Reno is bidding a bittersweet farewell to an iconic 110-year-old bridge made famous by newly divorced women.

Mon June 08, 2015 - West Edition
Scott Sonner - ASSOCIATED PRESS


RENO, Nev. (AP) - Reno is bidding a bittersweet farewell to an iconic 110-year-old bridge made famous by newly divorced women - and a Marilyn Monroe character - who walked from the courthouse to cast their past and their wedding rings in the river below.

The ”Wedding Ring Bridge,’ also known as the ”Bridge of Sighs,’ became a symbol of Reno as the ”Divorce Capital of the World’ until other states relaxed their divorce laws in the 1960s.

The legend of divorced women walking a block from the Washoe County courthouse to the bridge over the Truckee River dates to the 1920s. Photographs, postcards and Hollywood movies depict the scenes - the most famous with Monroe in the 1961 film ”The Misfits.’

Major demolition work is scheduled for the bridge, which will be replaced by a span critical for flood control.

The classic double-arched, concrete span is officially named the Virginia Street Bridge and was designed by architect John B. Leonard. Iron rails and ornate lamp posts adorn the bridge.

Historic preservationists had been pushing for its protection even before its addition to the U.S. National Register of Historic Places in 1980. Ten years ago, they celebrated its 100th anniversary with a re-enactment, tying ribbons to plastic rings and throwing them over the side.

”We were still trying very hard to save it at that point,’ said Alicia Barber, an author and historian who was a Reno Historical Resources commissioner at the time.

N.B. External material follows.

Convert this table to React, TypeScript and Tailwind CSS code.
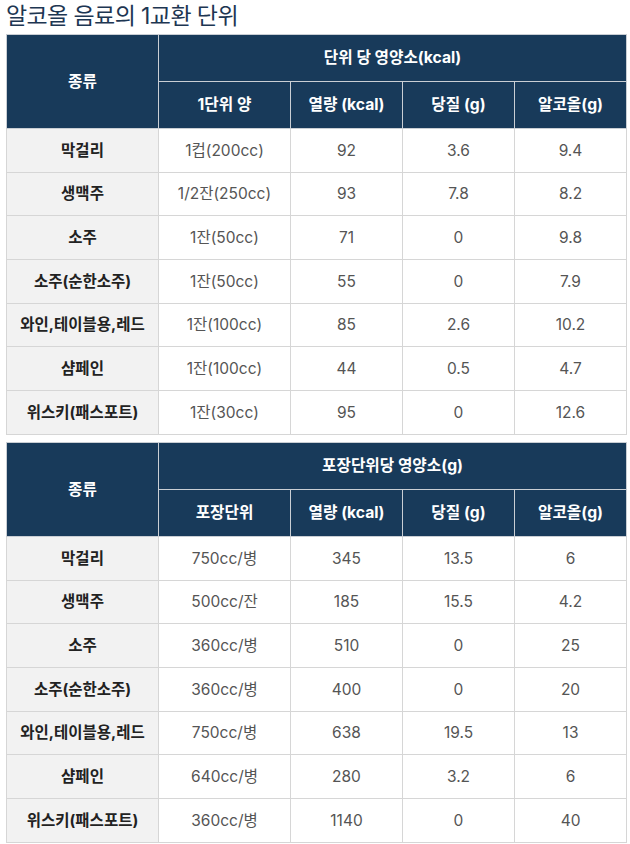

”It’s played a central role in the city for more than a century,’ she said. ”It wasn’t just the divorce trade. It really anchors the civic heart of Reno.’

City planners eventually decided they couldn’t afford the nearly $40 million in necessary repairs. Preliminary demolition work began a week ago and the bridge was closed June 2.

”A few people were down there last weekend to take one last trip over it,’ said Jeff Bean, a vice president for the contractor, Q&D Construction.

The bridge was built in 1905 on the downtown site where the first permanent wooden structure crossed the Truckee River in 1860.

Kerrie Koski, the city’s project manager, said the bridge’s structural integrity ranks among the worst in Nevada. She said there wasn’t any feasible way to make it safer and still meet flood control objectives on the river that tumbles out of Lake Tahoe 40 miles upstream.